Creating a support network at university

Creating positive and supportive relationships is vital for your mental wellbeing throughout your studies. Engaging in group discussions, joining clubs or societies related to your interests, and participating in extracurricular activities, will allow you to connect with your peers and build new friendships.

Not only will this kind of social network provide you with a sense of belonging, but it can also be a source of support during challenging times. You may find people who are struggling or have struggled with the same issues you are and can provide advice based on the coping strategies they used themselves.

Establish a balanced study routine

Succeeding in your degree is very important, of course, but your mental health must also remain a top priority. When an assignment is due or exam season has begun, it can be easy to neglect your wellbeing.

To mitigate this, try creating a revision timetable well in advance that outlines your study goals, gives you plenty of time to cover the necessary course material and allows for some downtime. Your study schedule needs to be realistic, but it’s important to include regular breaks to give yourself a chance to recuperate.

When you take breaks from studying, do something that allows you to relax and leaves you feeling energised for when you do get back to revision.

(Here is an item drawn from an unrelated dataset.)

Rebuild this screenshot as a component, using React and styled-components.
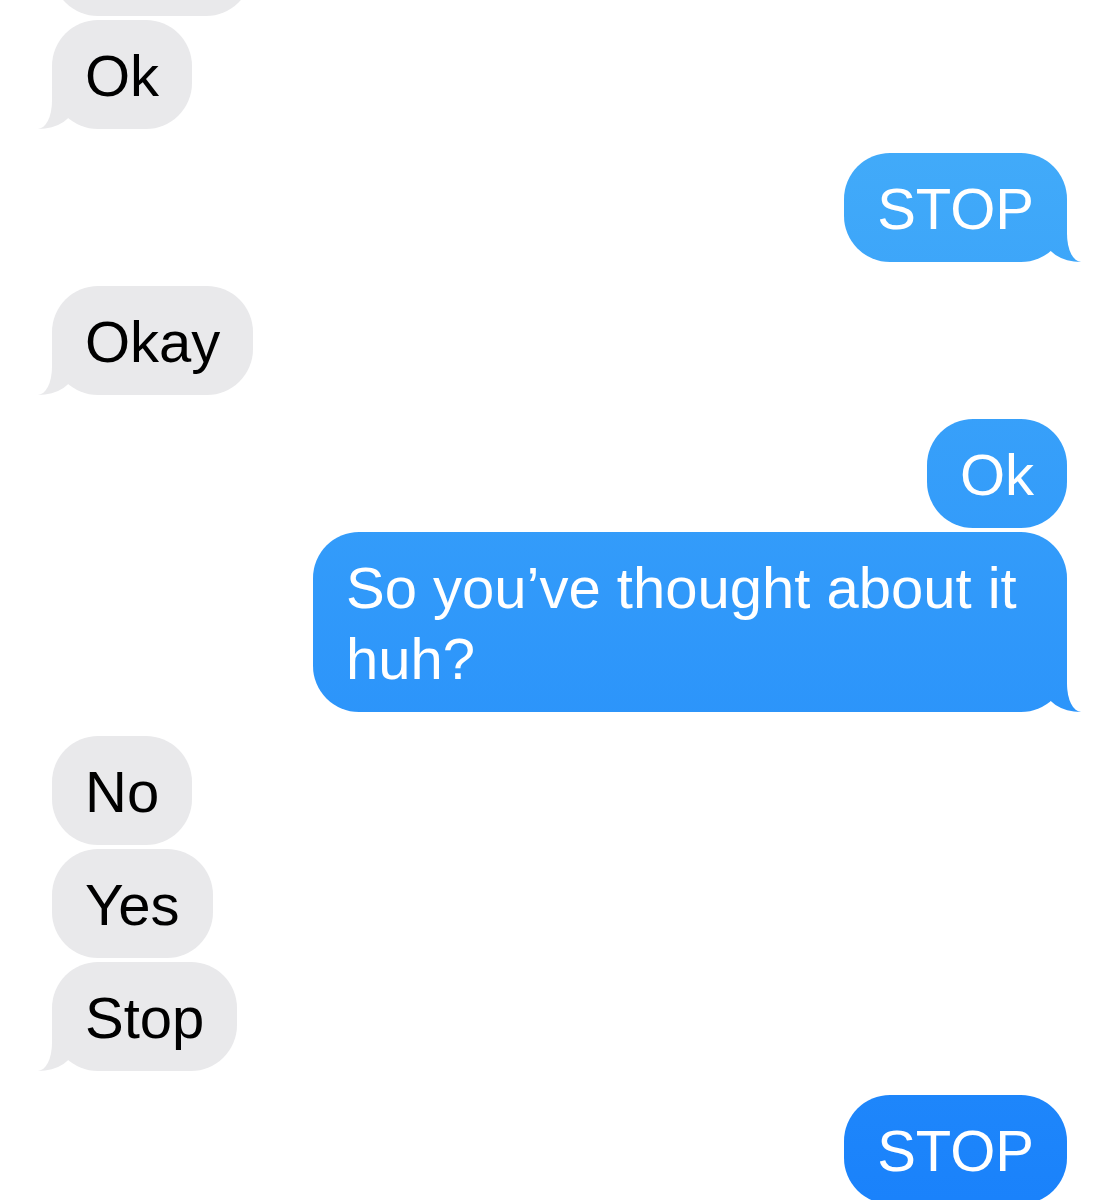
import styled, { createGlobalStyle, css } from 'styled-components';

const GlobalStyle = createGlobalStyle`
  html, body {
    margin: 0;
    background: #fff;
    overflow: hidden;
  }
  body {
    font-family: "Liberation Sans", Arial, "Noto Sans", sans-serif;
    -webkit-font-smoothing: antialiased;
  }
`;

const GRAY = '#e9e9eb';
const BLUE = 'linear-gradient(180deg, #47b0f9 0%, #1a82fb 100%) fixed';

// the last group runs on past the bottom of the screen, so it has no tail yet
const messages = [
  { mine: false, lines: [{ text: '', width: 200 }, { text: 'Ok' }] },
  { mine: true, lines: [{ text: 'STOP' }] },
  { mine: false, lines: [{ text: 'Okay' }] },
  { mine: true, lines: [{ text: 'Ok' }, { text: 'So you’ve thought about it huh?' }] },
  { mine: false, lines: [{ text: 'No' }, { text: 'Yes' }, { text: 'Stop' }] },
  { mine: true, open: true, lines: [{ text: 'STOP' }] },
];

const App = () => {
  return (
    <>
      <GlobalStyle />
      <Thread>
        {messages.map((group, gi) => (
          <Group key={gi} $mine={group.mine}>
            {group.lines.map((line, li) => (
              <Bubble
                key={li}
                $mine={group.mine}
                $w={line.width}
                $tail={!group.open && li === group.lines.length - 1}
              >
                {line.text}
              </Bubble>
            ))}
          </Group>
        ))}
      </Thread>
    </>
  );
};

export default App;

// own stacking context so the tails (z-index -1) stay above the page background
const Thread = styled.main`
  position: relative;
  z-index: 0;
  display: flex;
  flex-direction: column;
  gap: 24px;
  padding: 0 52px;
  margin-top: -93px;
`;

const Group = styled.section`
  display: flex;
  flex-direction: column;
  gap: 4px;
  align-items: ${p => (p.$mine ? 'flex-end' : 'flex-start')};
`;

// tail = a coloured horn (::before) with a white scoop (::after) cut from its top
const tailLeft = css`
  &::before {
    content: '';
    position: absolute;
    z-index: -1;
    bottom: 0;
    left: -14px;
    width: 36px;
    height: 46px;
    background: ${GRAY};
    border-bottom-right-radius: 36px 24px;
  }
  &::after {
    content: '';
    position: absolute;
    z-index: -1;
    bottom: 0;
    left: -34px;
    width: 34px;
    height: 50px;
    background: #fff;
    border-bottom-right-radius: 14px 28px;
  }
`;

const tailRight = css`
  &::before {
    content: '';
    position: absolute;
    z-index: -1;
    bottom: 0;
    right: -14px;
    width: 36px;
    height: 46px;
    background: ${BLUE};
    border-bottom-left-radius: 36px 24px;
  }
  &::after {
    content: '';
    position: absolute;
    z-index: -1;
    bottom: 0;
    right: -34px;
    width: 34px;
    height: 50px;
    background: #fff;
    border-bottom-left-radius: 14px 28px;
  }
`;

const Bubble = styled.div`
  position: relative;
  box-sizing: border-box;
  max-width: 754px;
  min-width: ${p => (p.$w ? `${p.$w}px` : '0')};
  min-height: 109px;
  padding: 20px 33px 18px;
  border-radius: 46px;
  font-size: 58px;
  line-height: 71px;
  ${p =>
    p.$mine
      ? css`
          background: ${BLUE};
          color: #fff;
        `
      : css`
          background: ${GRAY};
          color: #000;
        `}
  ${p => p.$tail && (p.$mine ? tailRight : tailLeft)}
`;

Make sure that you are also fuelling your body properly, especially during exam period, whilst also getting enough sleep.

Not only will scheduling in adequate rest do wonders for your mental health, but it is also likely to have a positive effect on your studies.

Find out what support is available to you

If you’re struggling with your mental health and feel like it’s affecting your studies, talk to your personal tutor and tell them about your situation. They can let you know what your options are, such as applying for mitigating circumstances or get reasonable adjustments made. They can also offer general study advice that can help you keep on top of things.

Most universities understand how important mental health is and will have some form of pastoral care or wellbeing services available. For example, at LIBF we have a qualified counsellor for students.

Some universities may also offer student-led support groups.

Seeking professional help for mental health

There can be a lot to organise when you start university. One thing you should aim to prioritise is finding a local GP, especially if you’re moving away from home. This is important for general health and wellbeing, but being registered with a local surgery will also mean that, if you feel like you need professional help for your mental health, they can refer you to a counselling service or provide you with other treatment options.

There are also numerous services with free resources and helplines you can reach out to:

It’s important that you make the most of your opportunities at university. But to do this, you’ll need to make your mental health a priority and utilise the resources and support available to you.